### Challenge
Write out the listing in full, matching it word for word.

### Given data
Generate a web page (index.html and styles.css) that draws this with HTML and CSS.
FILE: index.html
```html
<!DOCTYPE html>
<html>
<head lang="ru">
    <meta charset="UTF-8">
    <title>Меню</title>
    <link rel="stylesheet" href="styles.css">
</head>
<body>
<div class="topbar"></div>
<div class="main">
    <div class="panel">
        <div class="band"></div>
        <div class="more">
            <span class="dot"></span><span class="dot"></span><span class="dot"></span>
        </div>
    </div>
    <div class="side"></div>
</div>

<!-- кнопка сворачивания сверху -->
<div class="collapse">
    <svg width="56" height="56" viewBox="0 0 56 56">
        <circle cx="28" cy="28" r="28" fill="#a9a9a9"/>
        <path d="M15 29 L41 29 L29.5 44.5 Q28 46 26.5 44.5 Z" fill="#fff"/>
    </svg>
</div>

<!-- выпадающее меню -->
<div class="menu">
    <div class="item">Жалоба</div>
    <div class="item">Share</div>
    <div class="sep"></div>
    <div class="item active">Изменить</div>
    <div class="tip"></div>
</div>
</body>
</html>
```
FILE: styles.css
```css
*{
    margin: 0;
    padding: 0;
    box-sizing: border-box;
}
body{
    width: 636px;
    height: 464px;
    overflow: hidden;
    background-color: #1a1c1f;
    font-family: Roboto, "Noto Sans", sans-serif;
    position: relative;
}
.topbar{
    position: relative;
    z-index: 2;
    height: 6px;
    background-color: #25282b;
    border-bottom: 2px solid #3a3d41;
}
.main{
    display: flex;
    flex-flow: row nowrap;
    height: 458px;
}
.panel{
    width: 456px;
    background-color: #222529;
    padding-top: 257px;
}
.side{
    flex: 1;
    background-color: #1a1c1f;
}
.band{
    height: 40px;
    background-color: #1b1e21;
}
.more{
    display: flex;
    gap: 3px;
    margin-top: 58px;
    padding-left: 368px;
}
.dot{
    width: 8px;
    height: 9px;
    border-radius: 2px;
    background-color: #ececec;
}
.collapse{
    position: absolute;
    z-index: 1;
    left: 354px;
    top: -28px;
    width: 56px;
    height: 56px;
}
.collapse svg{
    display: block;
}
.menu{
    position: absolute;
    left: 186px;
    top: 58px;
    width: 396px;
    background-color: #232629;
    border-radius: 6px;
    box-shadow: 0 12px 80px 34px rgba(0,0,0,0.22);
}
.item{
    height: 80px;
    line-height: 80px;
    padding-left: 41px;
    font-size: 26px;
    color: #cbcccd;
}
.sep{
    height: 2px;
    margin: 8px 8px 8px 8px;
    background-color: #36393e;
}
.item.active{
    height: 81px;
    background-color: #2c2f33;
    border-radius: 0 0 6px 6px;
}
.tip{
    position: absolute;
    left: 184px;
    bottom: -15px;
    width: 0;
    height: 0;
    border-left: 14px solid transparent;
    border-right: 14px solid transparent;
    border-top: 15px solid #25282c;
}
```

### Output
Generate a web page (index.html and styles.css) that draws this with HTML and CSS.
FILE: index.html
```html
<!DOCTYPE html>
<html>
<head lang="ru">
    <meta charset="UTF-8">
    <title>Меню</title>
    <link rel="stylesheet" href="styles.css">
</head>
<body>
<div class="topbar"></div>
<div class="main">
    <div class="panel">
        <div class="band"></div>
        <div class="more">
            <span class="dot"></span><span class="dot"></span><span class="dot"></span>
        </div>
    </div>
    <div class="side"></div>
</div>

<!-- кнопка сворачивания сверху -->
<div class="collapse">
    <svg width="56" height="56" viewBox="0 0 56 56">
        <circle cx="28" cy="28" r="28" fill="#a9a9a9"/>
        <path d="M15 29 L41 29 L29.5 44.5 Q28 46 26.5 44.5 Z" fill="#fff"/>
    </svg>
</div>

<!-- выпадающее меню -->
<div class="menu">
    <div class="item">Жалоба</div>
    <div class="item">Share</div>
    <div class="sep"></div>
    <div class="item active">Изменить</div>
    <div class="tip"></div>
</div>
</body>
</html>
```
FILE: styles.css
```css
*{
    margin: 0;
    padding: 0;
    box-sizing: border-box;
}
body{
    width: 636px;
    height: 464px;
    overflow: hidden;
    background-color: #1a1c1f;
    font-family: Roboto, "Noto Sans", sans-serif;
    position: relative;
}
.topbar{
    position: relative;
    z-index: 2;
    height: 6px;
    background-color: #25282b;
    border-bottom: 2px solid #3a3d41;
}
.main{
    display: flex;
    flex-flow: row nowrap;
    height: 458px;
}
.panel{
    width: 456px;
    background-color: #222529;
    padding-top: 257px;
}
.side{
    flex: 1;
    background-color: #1a1c1f;
}
.band{
    height: 40px;
    background-color: #1b1e21;
}
.more{
    display: flex;
    gap: 3px;
    margin-top: 58px;
    padding-left: 368px;
}
.dot{
    width: 8px;
    height: 9px;
    border-radius: 2px;
    background-color: #ececec;
}
.collapse{
    position: absolute;
    z-index: 1;
    left: 354px;
    top: -28px;
    width: 56px;
    height: 56px;
}
.collapse svg{
    display: block;
}
.menu{
    position: absolute;
    left: 186px;
    top: 58px;
    width: 396px;
    background-color: #232629;
    border-radius: 6px;
    box-shadow: 0 12px 80px 34px rgba(0,0,0,0.22);
}
.item{
    height: 80px;
    line-height: 80px;
    padding-left: 41px;
    font-size: 26px;
    color: #cbcccd;
}
.sep{
    height: 2px;
    margin: 8px 8px 8px 8px;
    background-color: #36393e;
}
.item.active{
    height: 81px;
    background-color: #2c2f33;
    border-radius: 0 0 6px 6px;
}
.tip{
    position: absolute;
    left: 184px;
    bottom: -15px;
    width: 0;
    height: 0;
    border-left: 14px solid transparent;
    border-right: 14px solid transparent;
    border-top: 15px solid #25282c;
}
```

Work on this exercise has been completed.